Perhaps the most startling modern application of the octupole moment comes from the field of condensed matter physics, in the study of topological phases of matter. We are used to phases like "solid" or "liquid." Topological phases are different; they are defined by a global, robust property of the material's quantum wavefunction. Incredibly, physicists have discovered a class of materials called "third-order topological insulators" whose defining characteristic—their bulk topological invariant—is a quantized electric octupole moment. In these remarkable materials, the octupole moment is not just some small value; it can be fixed to a precise fraction, like $1/2$, in fundamental units. This bulk octupolar nature has a mind-boggling consequence: while the bulk, surfaces, and edges of the material are insulating, the corners of the crystal must host protected, conductive states. The octupole moment, a concept from classical electrostatics, has become a key to identifying one of the most exotic phases of quantum matter.
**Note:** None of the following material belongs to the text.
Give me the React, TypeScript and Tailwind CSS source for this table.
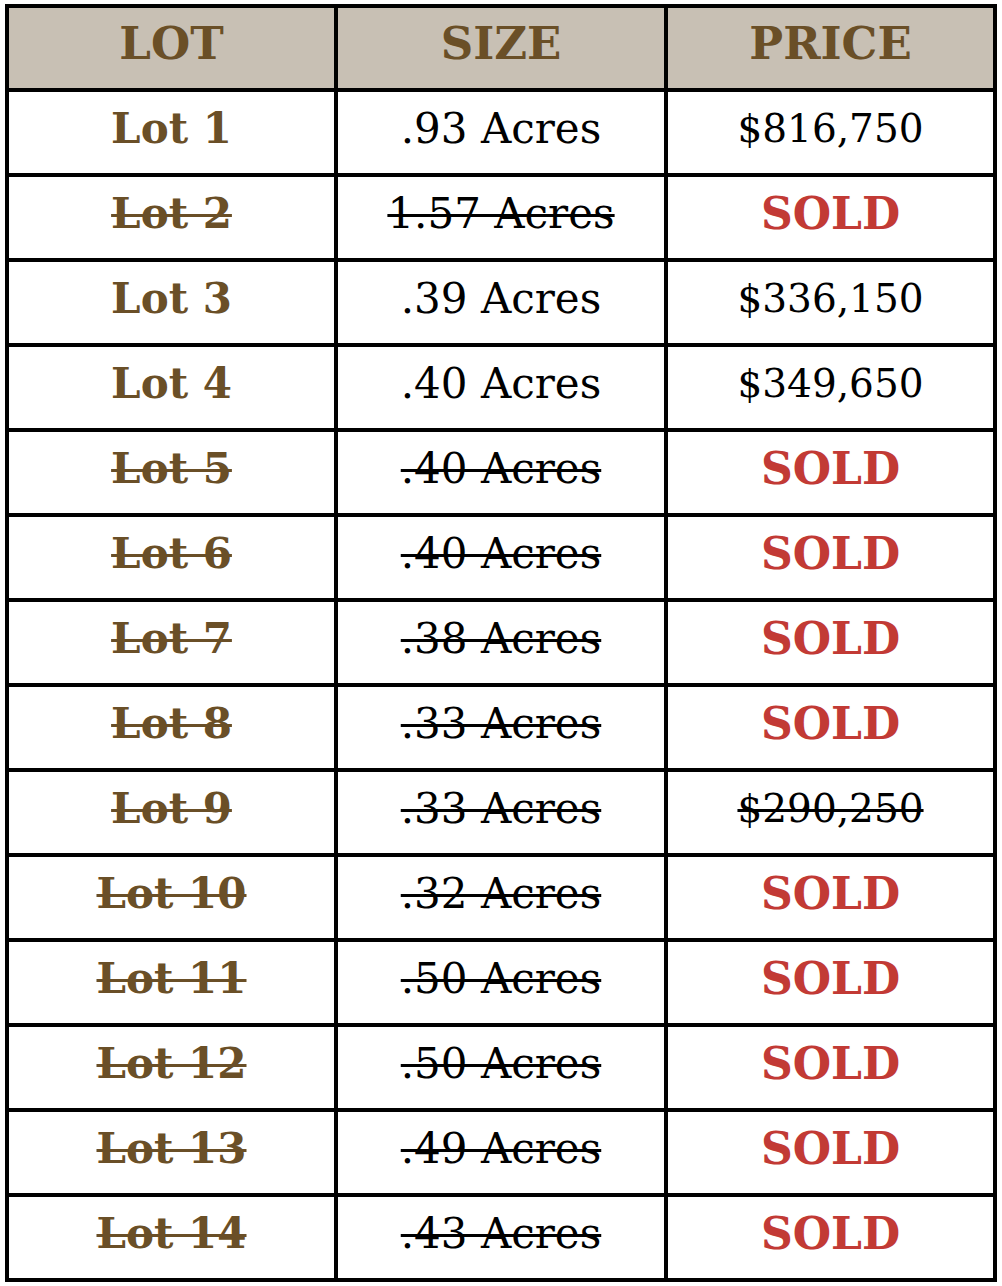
import React from 'react';

type Row = { lot: string; size: string; price: string | null; sold: boolean; priceStruck?: boolean };

const rows: Row[] = [
  { lot: 'Lot 1', size: '.93 Acres', price: '$816,750', sold: false },
  { lot: 'Lot 2', size: '1.57 Acres', price: null, sold: true },
  { lot: 'Lot 3', size: '.39 Acres', price: '$336,150', sold: false },
  { lot: 'Lot 4', size: '.40 Acres', price: '$349,650', sold: false },
  { lot: 'Lot 5', size: '.40 Acres', price: null, sold: true },
  { lot: 'Lot 6', size: '.40 Acres', price: null, sold: true },
  { lot: 'Lot 7', size: '.38 Acres', price: null, sold: true },
  { lot: 'Lot 8', size: '.33 Acres', price: null, sold: true },
  { lot: 'Lot 9', size: '.33 Acres', price: '$290,250', sold: true, priceStruck: true },
  { lot: 'Lot 10', size: '.32 Acres', price: null, sold: true },
  { lot: 'Lot 11', size: '.50 Acres', price: null, sold: true },
  { lot: 'Lot 12', size: '.50 Acres', price: null, sold: true },
  { lot: 'Lot 13', size: '.49 Acres', price: null, sold: true },
  { lot: 'Lot 14', size: '.43 Acres', price: null, sold: true },
];

const CELL = 'flex h-[81px] items-center justify-center bg-white pb-[8px] leading-none';
const HEAD = 'flex h-[80px] items-center justify-center bg-[#c8c0b4] pb-[10px] text-[45px] font-bold leading-none text-[#6a4f27]';

export default function App() {
  return (
    <div className="min-h-screen bg-white pl-[5px] pt-[4px] font-['DejaVu_Serif',serif]">
      <div className="grid w-[992px] grid-cols-[325px_326px_325px] gap-[4px] bg-black p-[4px]">
        <div className={HEAD}>LOT</div>
        <div className={HEAD}>SIZE</div>
        <div className={HEAD}>PRICE</div>

        {rows.map((r) => (
          <React.Fragment key={r.lot}>
            <div className={CELL}>
              <span
                className={
                  'text-[42px] font-bold text-[#6a4f27] ' +
                  (r.sold ? 'line-through decoration-[3px]' : '')
                }
              >
                {r.lot}
              </span>
            </div>
            <div className={CELL}>
              <span
                className={
                  'text-[42px] text-black ' + (r.sold ? 'line-through decoration-[3px]' : '')
                }
              >
                {r.size}
              </span>
            </div>
            <div className={CELL}>
              {r.price ? (
                <span
                  className={
                    'text-[39px] text-black ' +
                    (r.priceStruck ? 'line-through decoration-[3px]' : '')
                  }
                >
                  {r.price}
                </span>
              ) : (
                <span className="text-[44px] font-bold text-[#c23a35]">SOLD</span>
              )}
            </div>
          </React.Fragment>
        ))}
      </div>
    </div>
  );
}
The story doesn't end there. In the strange world of "heavy-fermion" materials, electrons behave as if they are thousands of times heavier than normal. These systems can exhibit "hidden orders," where the electrons organize themselves in a way that is not detectable by conventional probes looking for magnetism or structural changes. The octupole moment provides a vital clue. In some scenarios, a primary, hidden order parameter (perhaps a complex, high-rank tensor) can be coaxed out of hiding by an external magnetic field, which induces a secondary, measurable electric octupole moment. The octupole becomes a handle, an experimentally accessible window into the secret life of electrons in these complex materials.

From the shape of a nucleus to the forces between molecules, from the subtle light of forbidden transitions to the bizarre quantum states on the corner of a crystal, the electric octupole moment has shown itself to be a deep and unifying concept. It reminds us that the universe is written not only in bold headlines but also in the rich and revealing footnotes. To understand it, we must learn to read them.